Audio recordings of the meeting are now available below.
 
The proceedings of this meeting have been published in Philosophical Transactions A.

Organisers

  • Professor Tim Palmer CBE FRS, University of Oxford, UK

    Tim Palmer is a Royal Society Research Professor in the Department of Physics at the University of Oxford. Prior to that he was Head of Division at the European Centre for Medium-Range Weather Forecasts where he pioneered the development of ensemble prediction techniques, allowing weather and climate predictions to be expressed in flow-dependent probabilistic terms. Such developments have included the reformulation of sub-grid parametrisations as stochastic rather than deterministic schemes. Over the last 10 years, Tim has been vocal in advocating for much greater dedicated computing capability for climate prediction than is currently available. He has won the top awards of the European and Meteorological Societies, the Dirac Gold Medal of the Institute of Physics, and is a Foreign or Honorary Member of a number of learned societies around the world.

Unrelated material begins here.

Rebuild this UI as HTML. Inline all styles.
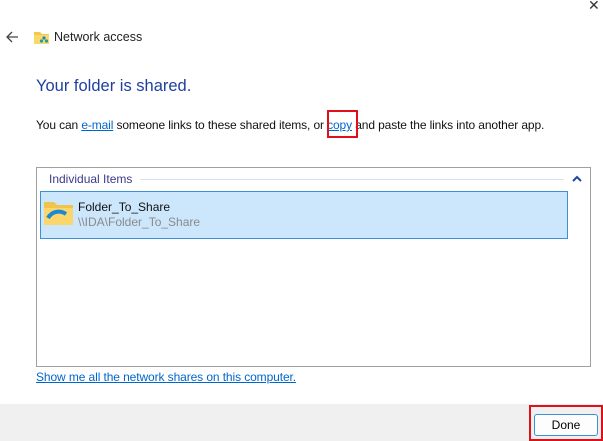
<!DOCTYPE html>
<html><head><style>
body{margin:0;width:603px;height:441px;background:#fff;font-family:"Liberation Sans",sans-serif;position:relative;overflow:hidden;color:#000}
.a{position:absolute;white-space:nowrap}
a{color:#0066cc;text-decoration:underline}
</style></head><body>
<div class="a" style="left:588px;top:-3px;font-size:14px;color:#333">✕</div>
<svg class="a" style="left:5px;top:30px" width="14" height="14"><path d="M13 7H2M7 2L2 7l5 5" stroke="#444" fill="none" stroke-width="1.3"/></svg>
<svg class="a" style="left:33px;top:29px" width="17" height="16"><path d="M1 3h6l2 2h7v10H1z" fill="#f3c94c"/><path d="M1 6h15v9H1z" fill="#fad86a"/><circle cx="11" cy="9" r="1.6" fill="#2a7bd0"/><circle cx="13.5" cy="12" r="1.6" fill="#1aa39a"/><circle cx="8.5" cy="12" r="1.6" fill="#1aa39a"/></svg>
<div class="a" style="left:54px;top:30px;font-size:12.5px;color:#222">Network access</div>
<div class="a" style="left:36px;top:77px;font-size:16.5px;color:#1f3f9f">Your folder is shared.</div>
<div class="a" style="left:36px;top:118px;font-size:12px;letter-spacing:-0.12px;color:#111">You can <a>e-mail</a> someone links to these shared items, or <a>copy</a> and paste the links into another app.</div>
<div class="a" style="left:327px;top:110px;width:27px;height:24px;border:2px solid #e0101a"></div>
<div class="a" style="left:36px;top:167px;width:553px;height:198px;border:1px solid #a0a0a0"></div>
<div class="a" style="left:49px;top:172px;font-size:12px;color:#3a3a8a">Individual Items</div>
<div class="a" style="left:140px;top:179px;width:424px;height:1px;background:#d8e2f0"></div>
<svg class="a" style="left:572px;top:175px" width="10" height="8"><path d="M1 6l4-4 4 4" stroke="#1a4a9a" stroke-width="2" fill="none"/></svg>
<div class="a" style="left:40px;top:191px;width:526px;height:46px;background:#cce6fb;border:1px solid #3d8fd6"></div>
<svg class="a" style="left:44px;top:200px" width="30" height="26"><path d="M0 2h10l3 3h16v20H0z" fill="#f0c34a"/><path d="M0 8h29v17H0z" fill="#fad66b"/><path d="M4 18c4-7 12-8 18-4" stroke="#1a8ad6" stroke-width="4" fill="none"/></svg>
<div class="a" style="left:78px;top:200px;font-size:12px;color:#111">Folder_To_Share</div>
<div class="a" style="left:78px;top:215px;font-size:12px;color:#8a8a8a">\\IDA\Folder_To_Share</div>
<div class="a" style="left:36px;top:370px;font-size:12px;letter-spacing:-0.1px"><a>Show me all the network shares on this computer.</a></div>
<div class="a" style="left:0;top:404px;width:603px;height:37px;background:#f0f0f0"></div>
<div class="a" style="left:529px;top:405px;width:70px;height:32px;border:2px solid #e0101a"></div>
<div class="a" style="left:534px;top:414px;width:62px;height:20px;border:1px solid #3d8fd6;border-radius:3px;background:#fdfdfd;font-size:12px;text-align:center;line-height:20px">Done</div>
</body></html>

  • Professor Paul Hardaker, FInstP, FRMetS, CMet

    Paul is currently Chief Executive of the Institute of Physics.  Paul is also Chairman of Sense about Science, a charity that campaigns for better reporting of science in the media, a Board member of the Science Council, a federal body representing the profession of science in the UK, and a Visiting Professor in the School of Mathematical and Physical Sciences at the University of Reading.

     

    Paul is a mathematician by background whose early research work focused on modelling and instrument studies in radio propagation, working with organisations such as British Telecom, the European Space Agency and the Rutherford-Appleton Labs.  He later moved to the Met Office where he spent 14 years in a variety of roles including heading up an international consultancy on hydrometeorology, and the Remote Sensing and Observations Branches.  He then became Programme Director for the Met Office's Development Programmes and latterly the Met Office’s Chief Advisor to Government, providing support to the Government in areas such as climate change policy and the civil contingency programme.

     

    Following his time at the Met Office, and before taking over at the Institute of Physics, Paul was the Chief Executive of the Royal Meteorological Society (the Learned and Professional Society for weather and climate).  Whilst in that role he was a member of the Science Steering Group for the UK’s Joint Weather and Climate Research Programme and the Advisory Board for e-Research South.    He was also a member of the Standards Quality Council for the qualifications awarding body PAA\VQSET.

     

    Paul has led the UK delegation to several UN and EU technical committees on meteorology, he has been a member of the Physics Advisor Panel at the University of Wales, one of the Government’s Science and Society Champions, Chairman of one of the UK’s national e-Science projects, and the founding editor of the international journal Atmospheric Science Letters (ASL).  Paul has also been the Interim General Manager for EcoConnect, a joint-venture between the UK and New Zealand Governments to provide environmental services across the globe, and for 3 years, a Non-Executive Director and Chief Scientist of a City company working in risk management.  He was the Chairman of the UK Research Council’s programme on the Flood Risk from Extreme Events (FREE) and for eleven years, until 2009, held a visiting professorship at the University of Salford.  For five years Paul was also a Non-Executive Director and latterly Deputy Chair of the Board of NHS Berkshire West, one of the UK’s regional Primary Care Trusts.